* Supplied data *
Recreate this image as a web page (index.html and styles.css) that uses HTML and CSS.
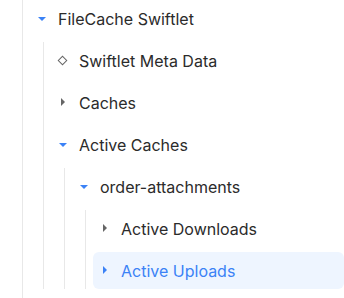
FILE: index.html
```html
<!DOCTYPE html>
<html lang="en">

<head>
    <meta charset="UTF-8">
    <meta name="viewport" content="width=device-width, initial-scale=1.0">
    <title>Swiftlet Tree</title>
    <link rel="stylesheet" href="styles.css">
</head>

<body>
    <div class="tree">
        <div class="node">
            <div class="row">
                <span class="icon caret-down"></span>
                <span class="label">FileCache Swiftlet</span>
            </div>
            <div class="children">
                <div class="row">
                    <span class="icon diamond"></span>
                    <span class="label">Swiftlet Meta Data</span>
                </div>
                <div class="row">
                    <span class="icon caret-right"></span>
                    <span class="label">Caches</span>
                </div>
                <div class="node">
                    <div class="row">
                        <span class="icon caret-down"></span>
                        <span class="label">Active Caches</span>
                    </div>
                    <div class="children">
                        <div class="node">
                            <div class="row">
                                <span class="icon caret-down"></span>
                                <span class="label">order-attachments</span>
                            </div>
                            <div class="children">
                                <div class="row">
                                    <span class="icon caret-right"></span>
                                    <span class="label">Active Downloads</span>
                                </div>
                                <div class="row selected">
                                    <span class="icon caret-right"></span>
                                    <span class="label">Active Uploads</span>
                                </div>
                            </div>
                        </div>
                    </div>
                </div>
            </div>
        </div>
    </div>
</body>

</html>
```

FILE: styles.css
```css
body {
    font-family: 'Inter', sans-serif;
    background-color: white;
    margin: 0;
    padding: 0;
}

.tree {
    margin-left: 22px;
    border-left: 1px solid #e8e8e8;
    padding-left: 7px;
    min-height: 298px;
    box-sizing: border-box;
}

.row {
    display: flex;
    align-items: center;
    height: 37px;
    margin-bottom: 5px;
    border-radius: 6px;
    font-size: 16px;
    color: #2b2b2b;
}

.row .icon {
    width: 23px;
    height: 37px;
    flex-shrink: 0;
    position: relative;
}

.row .label {
    padding-left: 5px;
}

.children {
    margin-left: 13px;
    border-left: 1px solid #e8e8e8;
    padding-left: 7px;
    margin-bottom: 5px;
}

.children .row:last-child {
    margin-bottom: 0;
}

.caret-down::after {
    content: "";
    position: absolute;
    left: 8px;
    top: 17px;
    border-left: 4px solid transparent;
    border-right: 4px solid transparent;
    border-top: 4px solid #3b82f6;
}

.caret-right::after {
    content: "";
    position: absolute;
    left: 10px;
    top: 14px;
    border-top: 4px solid transparent;
    border-bottom: 4px solid transparent;
    border-left: 4px solid #666;
}

.diamond::after {
    content: "";
    position: absolute;
    left: 8px;
    top: 15px;
    width: 5px;
    height: 5px;
    border: 1.5px solid #666;
    transform: rotate(45deg);
}

.selected {
    background-color: #eef5ff;
    color: #3b82f6;
}

.selected .caret-right::after {
    border-left-color: #3b82f6;
}
```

* Exercise instructions *
Repeat all the data as it stands, dropping any images it holds.

* Task answer *
Recreate this image as a web page (index.html and styles.css) that uses HTML and CSS.
FILE: index.html
```html
<!DOCTYPE html>
<html lang="en">

<head>
    <meta charset="UTF-8">
    <meta name="viewport" content="width=device-width, initial-scale=1.0">
    <title>Swiftlet Tree</title>
    <link rel="stylesheet" href="styles.css">
</head>

<body>
    <div class="tree">
        <div class="node">
            <div class="row">
                <span class="icon caret-down"></span>
                <span class="label">FileCache Swiftlet</span>
            </div>
            <div class="children">
                <div class="row">
                    <span class="icon diamond"></span>
                    <span class="label">Swiftlet Meta Data</span>
                </div>
                <div class="row">
                    <span class="icon caret-right"></span>
                    <span class="label">Caches</span>
                </div>
                <div class="node">
                    <div class="row">
                        <span class="icon caret-down"></span>
                        <span class="label">Active Caches</span>
                    </div>
                    <div class="children">
                        <div class="node">
                            <div class="row">
                                <span class="icon caret-down"></span>
                                <span class="label">order-attachments</span>
                            </div>
                            <div class="children">
                                <div class="row">
                                    <span class="icon caret-right"></span>
                                    <span class="label">Active Downloads</span>
                                </div>
                                <div class="row selected">
                                    <span class="icon caret-right"></span>
                                    <span class="label">Active Uploads</span>
                                </div>
                            </div>
                        </div>
                    </div>
                </div>
            </div>
        </div>
    </div>
</body>

</html>
```

FILE: styles.css
```css
body {
    font-family: 'Inter', sans-serif;
    background-color: white;
    margin: 0;
    padding: 0;
}

.tree {
    margin-left: 22px;
    border-left: 1px solid #e8e8e8;
    padding-left: 7px;
    min-height: 298px;
    box-sizing: border-box;
}

.row {
    display: flex;
    align-items: center;
    height: 37px;
    margin-bottom: 5px;
    border-radius: 6px;
    font-size: 16px;
    color: #2b2b2b;
}

.row .icon {
    width: 23px;
    height: 37px;
    flex-shrink: 0;
    position: relative;
}

.row .label {
    padding-left: 5px;
}

.children {
    margin-left: 13px;
    border-left: 1px solid #e8e8e8;
    padding-left: 7px;
    margin-bottom: 5px;
}

.children .row:last-child {
    margin-bottom: 0;
}

.caret-down::after {
    content: "";
    position: absolute;
    left: 8px;
    top: 17px;
    border-left: 4px solid transparent;
    border-right: 4px solid transparent;
    border-top: 4px solid #3b82f6;
}

.caret-right::after {
    content: "";
    position: absolute;
    left: 10px;
    top: 14px;
    border-top: 4px solid transparent;
    border-bottom: 4px solid transparent;
    border-left: 4px solid #666;
}

.diamond::after {
    content: "";
    position: absolute;
    left: 8px;
    top: 15px;
    width: 5px;
    height: 5px;
    border: 1.5px solid #666;
    transform: rotate(45deg);
}

.selected {
    background-color: #eef5ff;
    color: #3b82f6;
}

.selected .caret-right::after {
    border-left-color: #3b82f6;
}
```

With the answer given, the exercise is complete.